- Material for this task
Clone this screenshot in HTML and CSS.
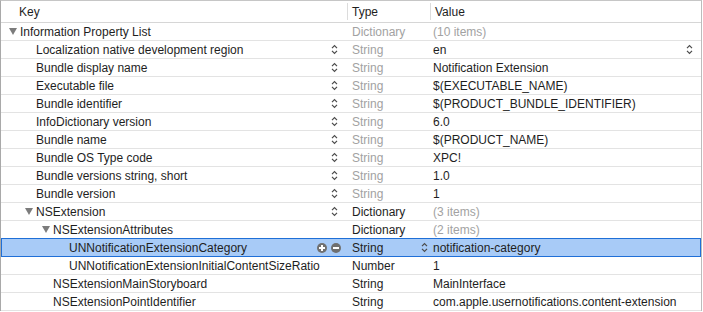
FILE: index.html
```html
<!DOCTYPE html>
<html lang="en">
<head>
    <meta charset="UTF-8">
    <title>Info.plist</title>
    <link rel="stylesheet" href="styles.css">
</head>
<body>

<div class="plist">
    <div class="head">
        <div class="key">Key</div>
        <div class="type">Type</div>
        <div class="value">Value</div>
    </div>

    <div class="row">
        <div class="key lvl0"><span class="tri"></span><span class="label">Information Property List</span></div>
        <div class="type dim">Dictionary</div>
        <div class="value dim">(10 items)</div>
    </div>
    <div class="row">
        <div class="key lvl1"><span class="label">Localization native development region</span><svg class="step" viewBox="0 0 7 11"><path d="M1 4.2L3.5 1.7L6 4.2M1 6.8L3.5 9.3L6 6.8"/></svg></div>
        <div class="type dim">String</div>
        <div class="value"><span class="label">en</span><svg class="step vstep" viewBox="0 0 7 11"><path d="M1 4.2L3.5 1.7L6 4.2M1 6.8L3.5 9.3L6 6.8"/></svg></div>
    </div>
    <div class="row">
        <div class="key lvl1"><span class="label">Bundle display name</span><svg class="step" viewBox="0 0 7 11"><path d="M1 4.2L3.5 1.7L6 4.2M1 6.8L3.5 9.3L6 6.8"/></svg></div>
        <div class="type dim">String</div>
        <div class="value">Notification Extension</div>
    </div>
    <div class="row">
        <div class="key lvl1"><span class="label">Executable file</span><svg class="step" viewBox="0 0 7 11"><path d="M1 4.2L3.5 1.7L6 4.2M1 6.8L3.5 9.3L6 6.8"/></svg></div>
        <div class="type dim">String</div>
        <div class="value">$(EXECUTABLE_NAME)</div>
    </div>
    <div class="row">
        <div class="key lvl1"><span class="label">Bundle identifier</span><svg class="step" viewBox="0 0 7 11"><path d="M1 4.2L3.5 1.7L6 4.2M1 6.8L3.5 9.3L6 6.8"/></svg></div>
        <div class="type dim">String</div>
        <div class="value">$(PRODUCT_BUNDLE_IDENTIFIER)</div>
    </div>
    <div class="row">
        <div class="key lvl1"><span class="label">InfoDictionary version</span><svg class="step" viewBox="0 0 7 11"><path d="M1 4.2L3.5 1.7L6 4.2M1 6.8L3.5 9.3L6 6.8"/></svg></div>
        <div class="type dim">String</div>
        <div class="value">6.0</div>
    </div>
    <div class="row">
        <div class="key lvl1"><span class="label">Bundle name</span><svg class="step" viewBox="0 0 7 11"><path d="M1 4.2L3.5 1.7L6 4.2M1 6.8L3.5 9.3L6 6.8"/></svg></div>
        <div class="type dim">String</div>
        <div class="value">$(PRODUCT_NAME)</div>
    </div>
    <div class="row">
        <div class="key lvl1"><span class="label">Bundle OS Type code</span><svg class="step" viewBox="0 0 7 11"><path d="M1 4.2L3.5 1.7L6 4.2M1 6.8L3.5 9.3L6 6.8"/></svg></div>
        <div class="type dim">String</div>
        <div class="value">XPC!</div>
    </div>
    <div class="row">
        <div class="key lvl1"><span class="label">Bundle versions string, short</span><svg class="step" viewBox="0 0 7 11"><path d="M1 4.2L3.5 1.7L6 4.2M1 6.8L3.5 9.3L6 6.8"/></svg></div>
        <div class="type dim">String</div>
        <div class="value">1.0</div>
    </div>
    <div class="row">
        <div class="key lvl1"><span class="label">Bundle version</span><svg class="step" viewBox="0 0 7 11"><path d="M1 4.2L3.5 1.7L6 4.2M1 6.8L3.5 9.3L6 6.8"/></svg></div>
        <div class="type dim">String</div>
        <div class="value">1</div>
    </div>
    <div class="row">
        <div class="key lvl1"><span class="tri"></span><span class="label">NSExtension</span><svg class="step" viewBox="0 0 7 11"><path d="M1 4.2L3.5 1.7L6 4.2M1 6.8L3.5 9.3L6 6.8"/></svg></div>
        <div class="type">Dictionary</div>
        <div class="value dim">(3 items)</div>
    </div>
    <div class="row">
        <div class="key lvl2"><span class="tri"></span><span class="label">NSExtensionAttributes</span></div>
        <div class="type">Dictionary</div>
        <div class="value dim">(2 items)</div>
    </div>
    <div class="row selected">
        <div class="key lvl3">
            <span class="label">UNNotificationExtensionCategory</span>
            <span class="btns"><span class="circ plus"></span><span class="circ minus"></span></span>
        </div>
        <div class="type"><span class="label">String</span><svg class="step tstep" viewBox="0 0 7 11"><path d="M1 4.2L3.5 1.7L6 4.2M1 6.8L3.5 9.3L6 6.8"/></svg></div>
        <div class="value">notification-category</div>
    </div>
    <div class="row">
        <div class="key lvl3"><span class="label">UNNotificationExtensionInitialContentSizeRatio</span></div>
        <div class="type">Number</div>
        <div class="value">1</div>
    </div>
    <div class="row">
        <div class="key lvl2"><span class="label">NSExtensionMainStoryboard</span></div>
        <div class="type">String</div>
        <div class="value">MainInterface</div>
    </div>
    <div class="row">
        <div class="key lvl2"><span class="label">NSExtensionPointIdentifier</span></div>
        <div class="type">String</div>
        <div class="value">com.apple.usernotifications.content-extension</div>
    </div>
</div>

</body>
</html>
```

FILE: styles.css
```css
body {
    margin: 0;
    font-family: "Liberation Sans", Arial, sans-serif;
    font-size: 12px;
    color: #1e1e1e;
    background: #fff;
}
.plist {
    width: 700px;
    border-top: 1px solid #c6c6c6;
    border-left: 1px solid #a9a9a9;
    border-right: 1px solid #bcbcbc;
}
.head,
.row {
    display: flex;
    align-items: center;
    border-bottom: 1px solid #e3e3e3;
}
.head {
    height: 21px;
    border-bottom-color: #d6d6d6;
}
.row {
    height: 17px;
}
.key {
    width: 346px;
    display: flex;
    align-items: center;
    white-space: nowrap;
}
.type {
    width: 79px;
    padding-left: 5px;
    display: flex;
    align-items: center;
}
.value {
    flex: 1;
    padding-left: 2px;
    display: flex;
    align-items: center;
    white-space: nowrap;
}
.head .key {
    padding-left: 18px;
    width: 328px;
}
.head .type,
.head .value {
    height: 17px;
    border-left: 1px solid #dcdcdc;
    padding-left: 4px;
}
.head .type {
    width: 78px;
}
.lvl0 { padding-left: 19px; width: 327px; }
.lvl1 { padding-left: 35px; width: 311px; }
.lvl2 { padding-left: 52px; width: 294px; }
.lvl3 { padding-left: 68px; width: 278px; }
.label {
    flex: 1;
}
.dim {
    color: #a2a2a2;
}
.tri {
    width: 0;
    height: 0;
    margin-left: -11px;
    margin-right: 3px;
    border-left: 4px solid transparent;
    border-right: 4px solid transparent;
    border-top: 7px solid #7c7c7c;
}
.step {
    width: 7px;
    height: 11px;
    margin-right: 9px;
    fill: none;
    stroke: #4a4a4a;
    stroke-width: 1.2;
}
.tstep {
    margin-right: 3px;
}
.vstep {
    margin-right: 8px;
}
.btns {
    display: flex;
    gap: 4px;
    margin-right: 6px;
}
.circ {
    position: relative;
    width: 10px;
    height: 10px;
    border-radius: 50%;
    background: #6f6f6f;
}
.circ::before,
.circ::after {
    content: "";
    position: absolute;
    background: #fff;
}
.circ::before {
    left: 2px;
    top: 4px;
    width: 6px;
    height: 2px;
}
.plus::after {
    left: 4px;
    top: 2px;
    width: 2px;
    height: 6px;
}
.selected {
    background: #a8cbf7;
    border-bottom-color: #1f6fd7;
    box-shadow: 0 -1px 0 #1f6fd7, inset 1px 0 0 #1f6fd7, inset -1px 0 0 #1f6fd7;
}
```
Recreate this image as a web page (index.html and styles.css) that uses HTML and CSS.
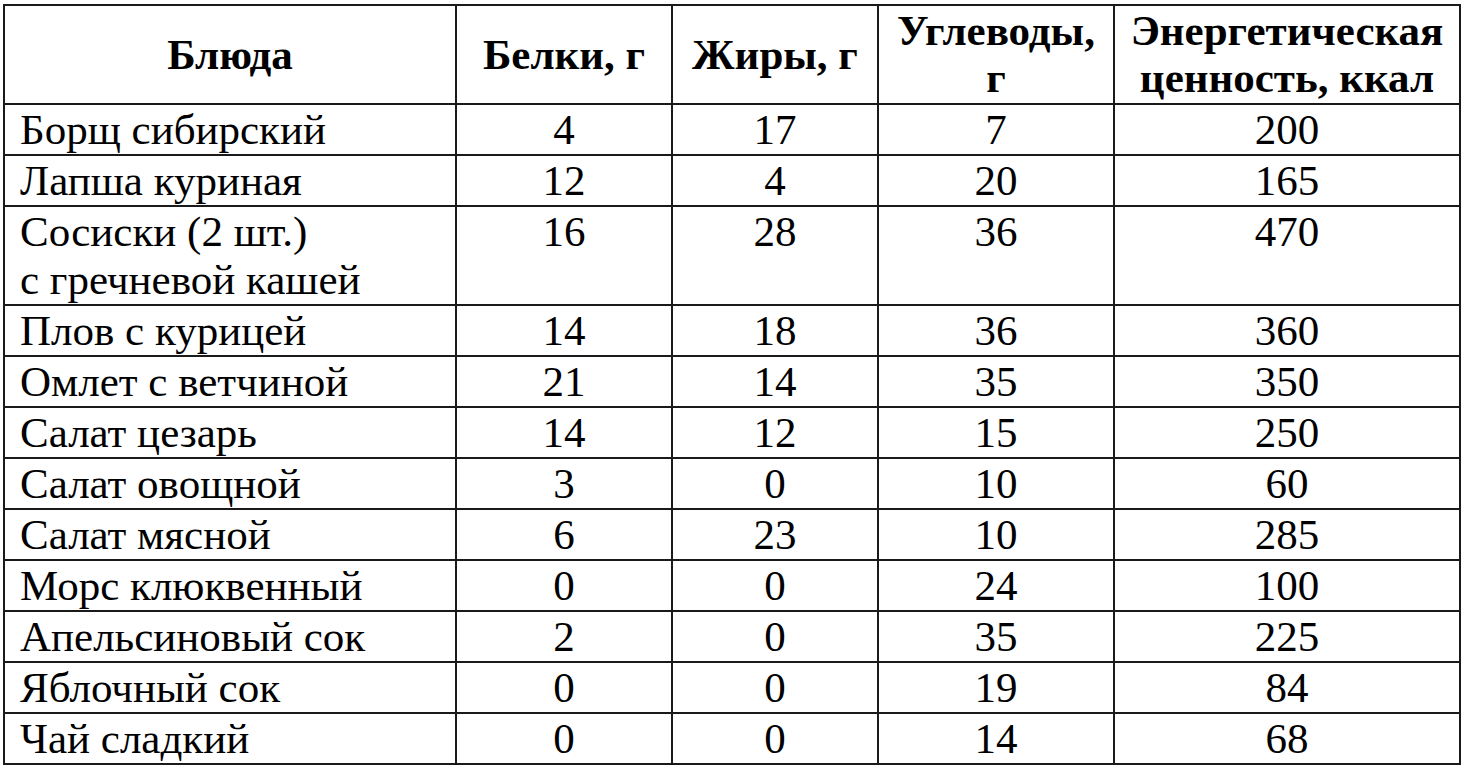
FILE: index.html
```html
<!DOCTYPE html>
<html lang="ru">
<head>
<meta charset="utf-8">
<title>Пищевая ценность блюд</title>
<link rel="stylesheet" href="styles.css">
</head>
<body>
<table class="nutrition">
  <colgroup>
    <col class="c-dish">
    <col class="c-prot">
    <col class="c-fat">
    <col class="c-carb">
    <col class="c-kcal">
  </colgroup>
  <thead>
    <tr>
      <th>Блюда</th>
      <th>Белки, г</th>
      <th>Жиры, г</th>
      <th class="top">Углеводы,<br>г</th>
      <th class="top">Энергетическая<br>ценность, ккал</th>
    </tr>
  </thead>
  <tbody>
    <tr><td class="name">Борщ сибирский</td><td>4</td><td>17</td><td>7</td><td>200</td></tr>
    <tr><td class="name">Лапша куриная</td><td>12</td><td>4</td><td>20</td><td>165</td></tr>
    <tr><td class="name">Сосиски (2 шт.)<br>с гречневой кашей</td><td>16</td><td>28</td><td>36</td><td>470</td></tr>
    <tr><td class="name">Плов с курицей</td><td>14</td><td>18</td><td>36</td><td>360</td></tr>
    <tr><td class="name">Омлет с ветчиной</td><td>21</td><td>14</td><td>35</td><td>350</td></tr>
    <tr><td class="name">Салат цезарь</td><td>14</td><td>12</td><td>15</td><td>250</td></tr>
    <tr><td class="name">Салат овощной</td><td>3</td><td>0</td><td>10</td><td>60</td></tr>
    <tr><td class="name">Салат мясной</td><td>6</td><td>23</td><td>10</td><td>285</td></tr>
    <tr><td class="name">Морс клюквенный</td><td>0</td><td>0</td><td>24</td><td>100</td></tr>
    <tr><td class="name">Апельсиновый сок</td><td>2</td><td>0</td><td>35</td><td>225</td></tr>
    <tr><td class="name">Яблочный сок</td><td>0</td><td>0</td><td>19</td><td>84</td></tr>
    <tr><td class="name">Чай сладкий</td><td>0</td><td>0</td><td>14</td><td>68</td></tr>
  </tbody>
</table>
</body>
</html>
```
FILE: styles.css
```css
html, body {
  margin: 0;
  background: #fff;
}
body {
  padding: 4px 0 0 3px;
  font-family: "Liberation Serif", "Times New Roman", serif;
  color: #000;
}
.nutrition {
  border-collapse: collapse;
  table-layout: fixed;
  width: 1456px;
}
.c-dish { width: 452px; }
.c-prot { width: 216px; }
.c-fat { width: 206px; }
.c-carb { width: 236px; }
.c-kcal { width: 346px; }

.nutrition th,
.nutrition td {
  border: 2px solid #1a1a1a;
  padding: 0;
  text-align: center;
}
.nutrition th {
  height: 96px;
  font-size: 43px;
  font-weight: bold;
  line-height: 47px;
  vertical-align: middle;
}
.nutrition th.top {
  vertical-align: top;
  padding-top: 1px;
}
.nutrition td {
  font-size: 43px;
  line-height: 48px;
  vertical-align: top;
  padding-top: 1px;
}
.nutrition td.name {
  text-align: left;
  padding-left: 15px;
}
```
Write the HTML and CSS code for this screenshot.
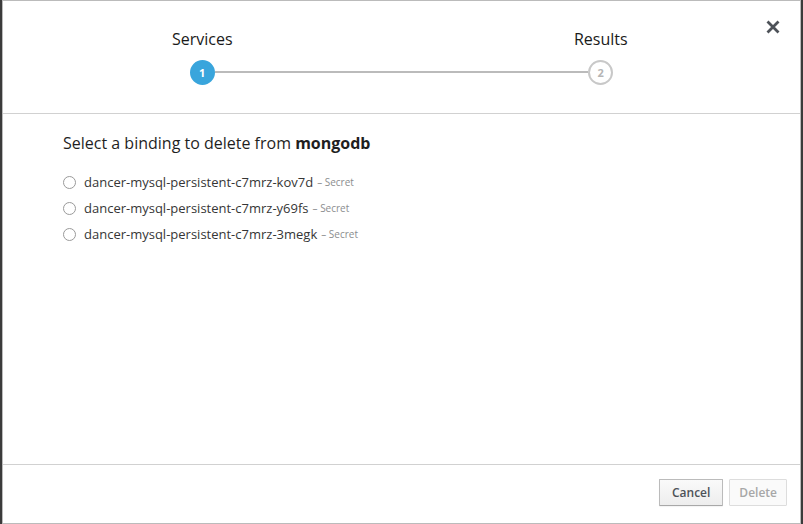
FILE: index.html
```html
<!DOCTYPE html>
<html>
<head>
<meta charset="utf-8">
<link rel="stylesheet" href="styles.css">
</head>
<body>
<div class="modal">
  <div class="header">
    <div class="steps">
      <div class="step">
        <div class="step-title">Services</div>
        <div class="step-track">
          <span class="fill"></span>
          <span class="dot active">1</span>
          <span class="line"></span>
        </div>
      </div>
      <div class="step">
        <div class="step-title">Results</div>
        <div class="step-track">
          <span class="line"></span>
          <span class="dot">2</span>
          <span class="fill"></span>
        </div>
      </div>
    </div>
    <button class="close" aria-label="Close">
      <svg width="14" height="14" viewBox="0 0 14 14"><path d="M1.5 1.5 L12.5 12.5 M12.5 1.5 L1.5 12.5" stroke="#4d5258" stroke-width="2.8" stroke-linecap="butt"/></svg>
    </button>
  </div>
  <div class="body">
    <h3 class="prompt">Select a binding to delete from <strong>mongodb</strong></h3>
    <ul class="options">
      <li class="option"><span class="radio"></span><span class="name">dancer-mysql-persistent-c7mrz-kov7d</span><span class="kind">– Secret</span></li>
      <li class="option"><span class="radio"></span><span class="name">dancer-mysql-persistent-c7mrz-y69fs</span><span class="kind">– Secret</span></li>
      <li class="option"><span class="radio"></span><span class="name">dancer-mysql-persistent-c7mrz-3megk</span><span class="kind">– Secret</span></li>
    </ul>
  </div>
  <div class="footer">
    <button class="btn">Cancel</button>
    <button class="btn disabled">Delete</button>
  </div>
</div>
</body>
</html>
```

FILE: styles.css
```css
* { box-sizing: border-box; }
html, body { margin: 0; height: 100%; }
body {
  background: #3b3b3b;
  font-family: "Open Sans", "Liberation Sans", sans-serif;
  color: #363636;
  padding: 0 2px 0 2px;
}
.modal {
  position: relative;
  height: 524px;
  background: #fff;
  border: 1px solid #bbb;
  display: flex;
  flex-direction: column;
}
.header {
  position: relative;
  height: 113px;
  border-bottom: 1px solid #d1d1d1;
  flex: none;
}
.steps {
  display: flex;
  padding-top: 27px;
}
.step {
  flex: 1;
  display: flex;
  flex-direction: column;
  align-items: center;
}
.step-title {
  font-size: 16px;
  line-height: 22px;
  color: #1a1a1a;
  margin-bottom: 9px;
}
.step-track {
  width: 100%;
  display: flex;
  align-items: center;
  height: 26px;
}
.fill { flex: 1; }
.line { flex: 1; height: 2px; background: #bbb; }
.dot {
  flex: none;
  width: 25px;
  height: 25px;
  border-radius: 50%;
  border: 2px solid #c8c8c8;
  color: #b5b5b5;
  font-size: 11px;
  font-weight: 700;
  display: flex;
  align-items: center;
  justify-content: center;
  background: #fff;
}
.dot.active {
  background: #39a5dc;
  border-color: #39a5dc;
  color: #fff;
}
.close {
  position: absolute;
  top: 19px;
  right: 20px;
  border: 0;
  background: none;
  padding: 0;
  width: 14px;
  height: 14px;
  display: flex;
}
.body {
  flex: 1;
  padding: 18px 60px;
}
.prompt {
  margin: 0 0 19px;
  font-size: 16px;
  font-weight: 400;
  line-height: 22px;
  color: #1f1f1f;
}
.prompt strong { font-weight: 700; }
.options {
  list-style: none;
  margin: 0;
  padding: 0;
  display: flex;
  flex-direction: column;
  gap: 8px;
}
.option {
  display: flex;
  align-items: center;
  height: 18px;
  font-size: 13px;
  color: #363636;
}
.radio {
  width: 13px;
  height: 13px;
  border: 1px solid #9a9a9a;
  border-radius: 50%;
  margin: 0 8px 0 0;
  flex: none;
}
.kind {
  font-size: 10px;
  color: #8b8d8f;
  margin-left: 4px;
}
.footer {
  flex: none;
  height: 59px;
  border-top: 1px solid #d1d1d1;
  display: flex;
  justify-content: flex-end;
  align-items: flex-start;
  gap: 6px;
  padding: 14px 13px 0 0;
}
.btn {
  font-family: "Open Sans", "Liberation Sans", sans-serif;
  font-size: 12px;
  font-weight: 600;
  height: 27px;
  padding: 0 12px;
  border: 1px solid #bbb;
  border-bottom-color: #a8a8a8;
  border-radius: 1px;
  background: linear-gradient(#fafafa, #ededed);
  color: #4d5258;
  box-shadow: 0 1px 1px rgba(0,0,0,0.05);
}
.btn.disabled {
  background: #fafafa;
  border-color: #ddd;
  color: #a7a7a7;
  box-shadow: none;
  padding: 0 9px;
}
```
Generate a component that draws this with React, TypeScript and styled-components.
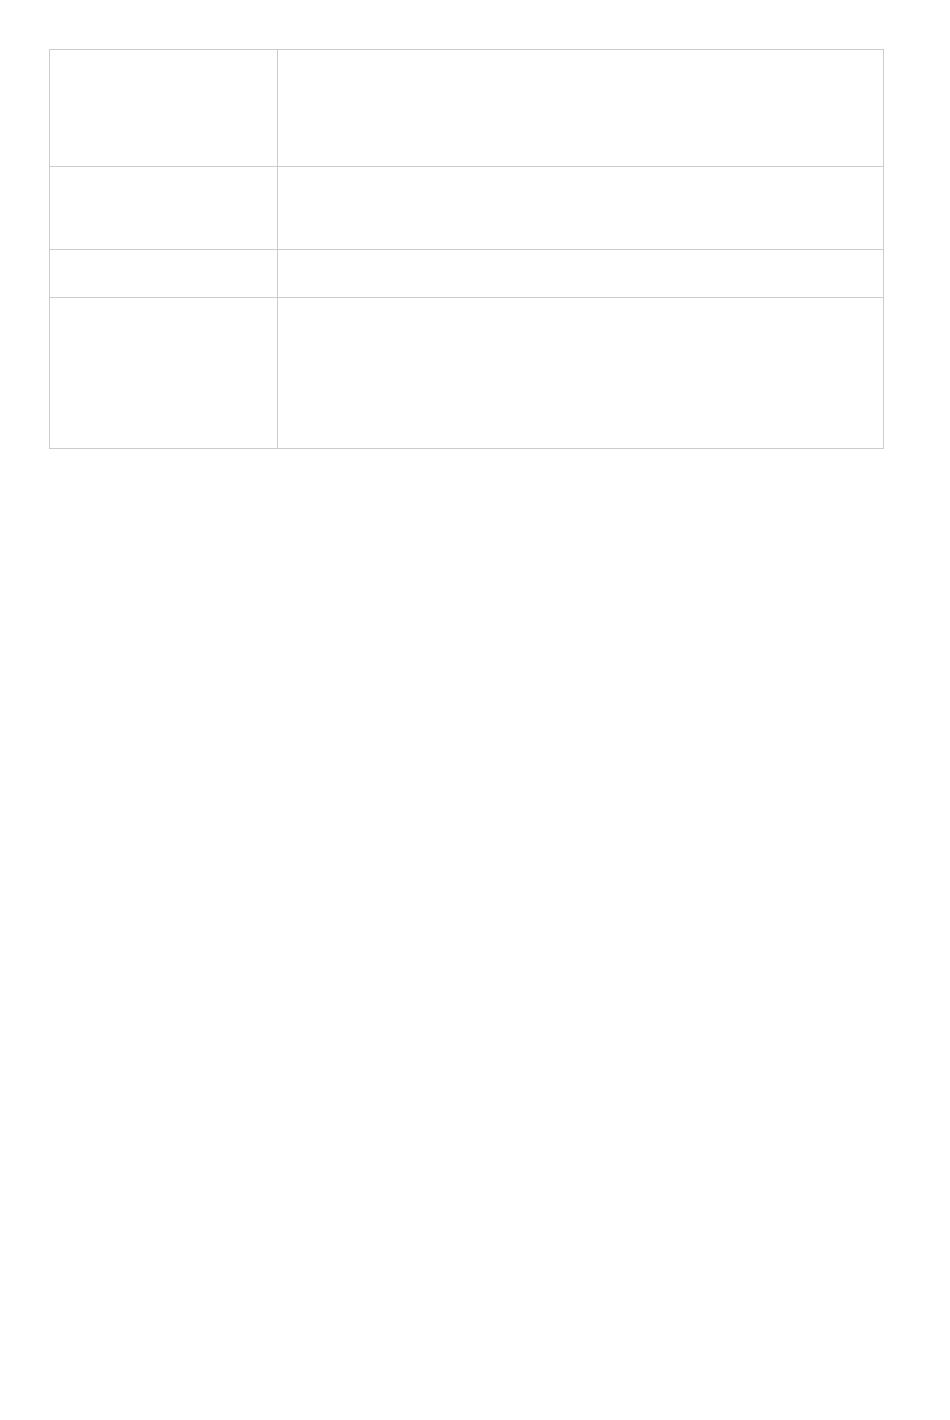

- What to do
Every line containing the string "that" must be listed.

- Answer to this task
Recreate this image as a web page (index.html and styles.css) that uses HTML and CSS.
Generate a component that draws this with React, TypeScript and styled-components.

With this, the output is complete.